The S&P ASX200 (ASX:XJO) (Index:^AXJO) is pretty much where it started around 12 months ago. The recent decline in the market has meant many investors have not made any meaningful gains and will be wondering whether they have chosen the right stocks for their portfolio. Amongst this backdrop however, have been some standout stocks which have well and truly outperformed the broader market.
- Blackmores Limited (ASX: BKL) has gained over 170% over the past 12 months. It is the market leader for complementary medicines in Australia and is expanding rapidly into the Asian market. Investors have been impressed with the level of earnings growth and the international diversification over the past 12 months with a record result expected for the full year. The stock is fully priced however, trading on a price-to-earnings (P/E) ratio of about 30. If expectations are not met, the stock will be sold off heavily and therefore I would be more comfortable purchasing Blackmores at a price below $55.
- Qantas Airways Limited (ASX: QAN) has enjoyed a resurgent year based on lower fuel prices, better capital management and the delivery of cost savings by management. The stock has climbed from a low of $1.20 to a high of $3.79 and currently trades around $3.20. While Qantas still looks attractively priced based on its most recent earnings, airlines are notoriously difficult to value and have to contend with factors out of their control. This stock is best left to traders as market conditions can change quickly and without warning.
- Corporate Travel Management Ltd (ASX: CTD) has rewarded long term shareholders with a 80% gain over the last 12 months. The company specialises in corportate travel management solutions and operates in 23 countries. It achieved record profits in all of the regions it operated in during its most recent result and that continued 20 years of successive growth. Corporate Travel Management recently announced an earnings upgrade for the full year and a new strategic partnership which will enable greater penetration into the huge Asian travel market. Although the company has a strong financial history and positive outlook it is fully priced. It is trading on a P/E ratio of around 38 so I would wait for a substantial pullback before I could justify a significant investment.

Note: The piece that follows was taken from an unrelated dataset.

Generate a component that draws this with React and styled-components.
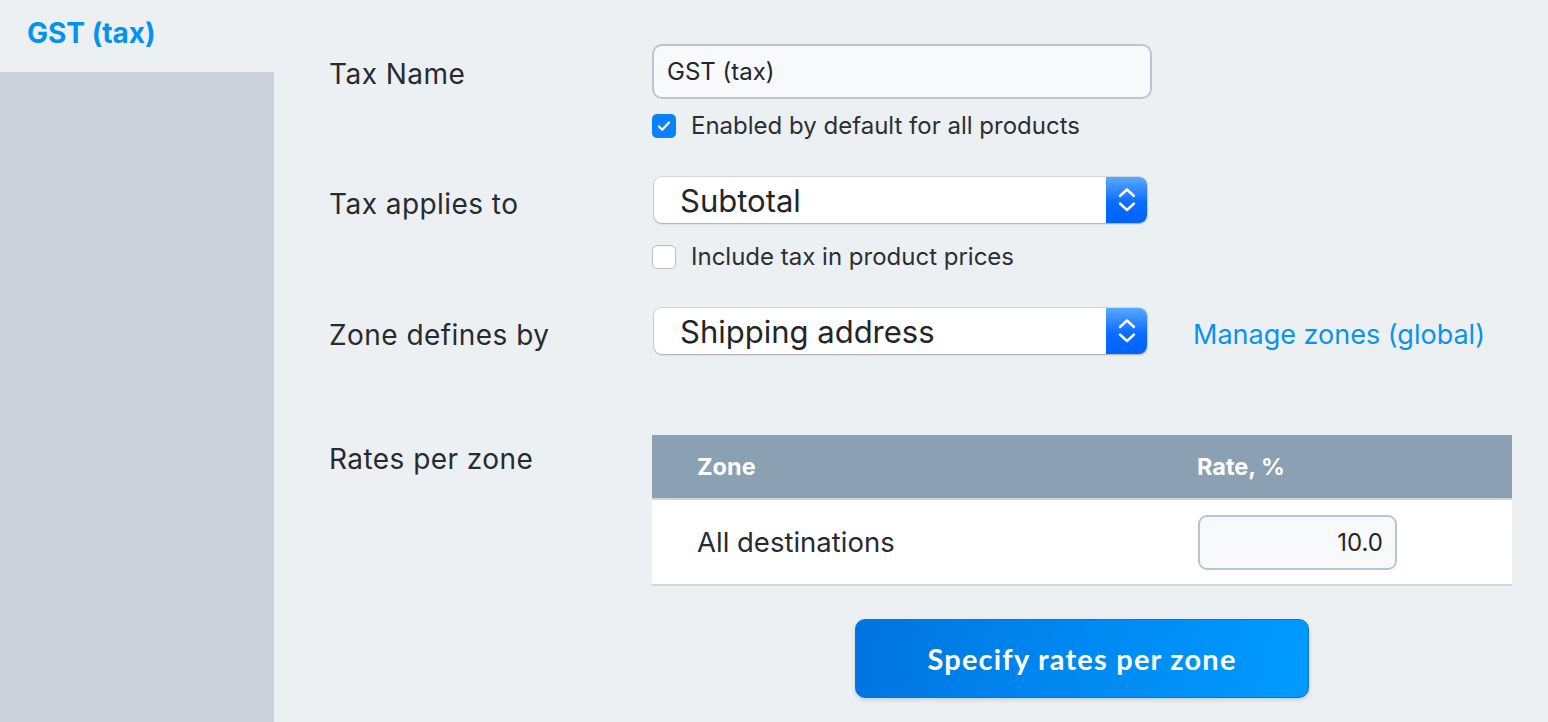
import styled, { createGlobalStyle } from 'styled-components';

const GlobalStyle = createGlobalStyle`
  html, body {
    margin: 0;
    padding: 0;
    background: #edf0f3;
    font-family: Inter, "Liberation Sans", sans-serif;
    color: #262b31;
  }
  * { box-sizing: border-box; }
`;

const Page = styled.div`
  display: flex;
  width: 1548px;
  height: 722px;
  overflow: hidden;
`;

const Sidebar = styled.aside`
  width: 274px;
  flex-shrink: 0;
  display: flex;
  flex-direction: column;
`;

const SideTab = styled.div`
  height: 72px;
  padding: 16px 0 0 27px;
  font-size: 28px;
  font-weight: 700;
  color: #0293ee;
  background: #edf0f3;
`;

const SideRest = styled.div`
  flex: 1;
  background: #cbd2dc;
`;

const Main = styled.main`
  flex: 1;
  padding: 44px 0 0 55px;
  display: flex;
  flex-direction: column;
`;

const Row = styled.div`
  display: grid;
  grid-template-columns: 323px 1fr;
  margin-bottom: ${({ gap }) => gap || 0}px;
`;

const Label = styled.div`
  font-size: 28px;
  line-height: 32px;
  letter-spacing: 0.45px;
  padding-top: ${({ offset }) => offset}px;
  color: #262b31;
`;

const Field = styled.div`
  display: flex;
  flex-direction: column;
  align-items: flex-start;
`;

const TextInput = styled.div`
  width: 500px;
  height: 55px;
  border: 2px solid #bac5d0;
  border-radius: 10px;
  background: #f7f9fb;
  padding-left: 13px;
  display: flex;
  align-items: center;
  font-size: 24px;
  color: #22262b;
`;

const CheckRow = styled.label`
  display: flex;
  align-items: center;
  gap: 15px;
  margin-top: ${({ top }) => top}px;
  font-size: 24px;
  line-height: 24px;
  color: #2a2f35;
`;

const Box = styled.span`
  width: 24px;
  height: 24px;
  border-radius: 5px;
  display: flex;
  align-items: center;
  justify-content: center;
  background: ${({ checked }) => (checked ? '#0a82ff' : '#ffffff')};
  border: ${({ checked }) => (checked ? 'none' : '1px solid #b9bec5')};
  box-shadow: ${({ checked }) => (checked ? 'none' : 'inset 0 1px 1px rgba(0,0,0,0.06)')};
`;

const SelectLine = styled.div`
  display: flex;
  align-items: center;
`;

const Select = styled.div`
  width: 493px;
  height: 46px;
  margin-left: 2px;
  border-radius: 8px;
  background: #ffffff;
  box-shadow: 0 0 0 1px rgba(0, 0, 0, 0.09), 0 1px 2px rgba(0, 0, 0, 0.22);
  display: flex;
  align-items: center;
  justify-content: space-between;
  font-size: 31px;
  color: #22262b;
  overflow: hidden;
`;

const SelectText = styled.span`
  padding-left: 26px;
`;

const Stepper = styled.span`
  width: 41px;
  height: 100%;
  background: linear-gradient(#5aa8ff, #0a6dff 55%, #0062ff);
  display: flex;
  align-items: center;
  justify-content: center;
`;

const Link = styled.a`
  margin-left: 46px;
  margin-top: 6px;
  font-size: 27px;
  color: #0a93ee;
  text-decoration: none;
`;

const Table = styled.div`
  width: 860px;
  display: flex;
  flex-direction: column;
`;

const TableRow = styled.div`
  display: grid;
  grid-template-columns: 500px 1fr;
  align-items: center;
  height: ${({ head }) => (head ? 65 : 86)}px;
  padding-left: 45px;
  background: ${({ head }) => (head ? '#8ba0b3' : '#ffffff')};
  border-bottom: ${({ head }) => (head ? '2px solid #cbd3dc' : '2px solid #cfd7df')};
  color: ${({ head }) => (head ? '#ffffff' : '#262b31')};
  font-size: ${({ head }) => (head ? 23.5 : 27.5)}px;
  font-weight: ${({ head }) => (head ? 700 : 400)};
`;

const RateInput = styled.div`
  width: 199px;
  height: 55px;
  margin-left: 1px;
  border: 2px solid #bac5d0;
  border-radius: 9px;
  background: #f7f9fb;
  display: flex;
  align-items: center;
  justify-content: flex-end;
  padding-right: 12px;
  font-size: 24px;
  color: #22262b;
`;

const ButtonWrap = styled.div`
  display: flex;
  justify-content: center;
  margin-top: 33px;
`;

const Button = styled.button`
  width: 454px;
  height: 79px;
  border: 1px solid #0577dc;
  border-radius: 10px;
  background: linear-gradient(100deg, #0074e0 0%, #0089f2 50%, #009bff 100%);
  color: #ffffff;
  font-family: Lato, "Open Sans", sans-serif;
  font-size: 29px;
  font-weight: 700;
  letter-spacing: 1.2px;
  box-shadow: 0 2px 4px rgba(0, 60, 130, 0.18);
  cursor: pointer;
`;

function Check({ checked, children, top }) {
  return (
    <CheckRow top={top}>
      <Box checked={checked}>
        {checked && (
          <svg width="16" height="16" viewBox="0 0 16 16">
            <path d="M3 8.5l3.2 3.3L13 4.5" fill="none" stroke="#fff" strokeWidth="2.2" strokeLinecap="round" strokeLinejoin="round" />
          </svg>
        )}
      </Box>
      {children}
    </CheckRow>
  );
}

function Chevrons() {
  return (
    <svg width="20" height="28" viewBox="0 0 20 28">
      <path d="M3 10l7-6.5 7 6.5M3 17.5l7 6.5 7-6.5" fill="none" stroke="#fff" strokeWidth="2.4" strokeLinecap="round" strokeLinejoin="round" />
    </svg>
  );
}

function Dropdown({ value }) {
  return (
    <Select>
      <SelectText>{value}</SelectText>
      <Stepper>
        <Chevrons />
      </Stepper>
    </Select>
  );
}

export default function App() {
  return (
    <Page>
      <GlobalStyle />
      <Sidebar>
        <SideTab>GST (tax)</SideTab>
        <SideRest />
      </Sidebar>
      <Main>
        <Row gap={39}>
          <Label offset={14}>Tax Name</Label>
          <Field>
            <TextInput>GST (tax)</TextInput>
            <Check checked top={15}>Enabled by default for all products</Check>
          </Field>
        </Row>
        <Row gap={39}>
          <Label offset={11}>Tax applies to</Label>
          <Field>
            <Dropdown value="Subtotal" />
            <Check top={22}>Include tax in product prices</Check>
          </Field>
        </Row>
        <Row gap={81}>
          <Label offset={11}>Zone defines by</Label>
          <SelectLine>
            <Dropdown value="Shipping address" />
            <Link href="#">Manage zones (global)</Link>
          </SelectLine>
        </Row>
        <Row>
          <Label offset={8}>Rates per zone</Label>
          <Field>
            <Table>
              <TableRow head>
                <span>Zone</span>
                <span>Rate, %</span>
              </TableRow>
              <TableRow>
                <span>All destinations</span>
                <RateInput>10.0</RateInput>
              </TableRow>
            </Table>
            <Table>
              <ButtonWrap>
                <Button>Specify rates per zone</Button>
              </ButtonWrap>
            </Table>
          </Field>
        </Row>
      </Main>
    </Page>
  );
}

- Aristocrat Leisure Limited (ASX: ALL) has provided investors a 50% return over the past 12 months. The company has increased revenues substantially in its most recent result mainly due to the recent aquistion of Video Gaming Technologies and the lower Australian dollar. Aristocrat has been a major player in the global electronic gaming industry through its slot machines for many years and is now expanding its online and digital offerings. The company is not without risks including a high level of debt, increased competition from other manufacturers and possible changes to regulatory regimes. The stock is trading at around 25x earnings with a subdued outlook for the full year. I would be hesistant to buy at these prices and would wait for the share price to retreat to below $7.
Foolish takeaway
It is important for investors to invest in high quality stocks. While all of the stocks I have mentioned have good long term fundamentals or in the case of Qantas – short term tailwinds, they have all run hard in the last 12 months. I would wait for a substantial pullback before buying as I think there are better value stocks at the moment.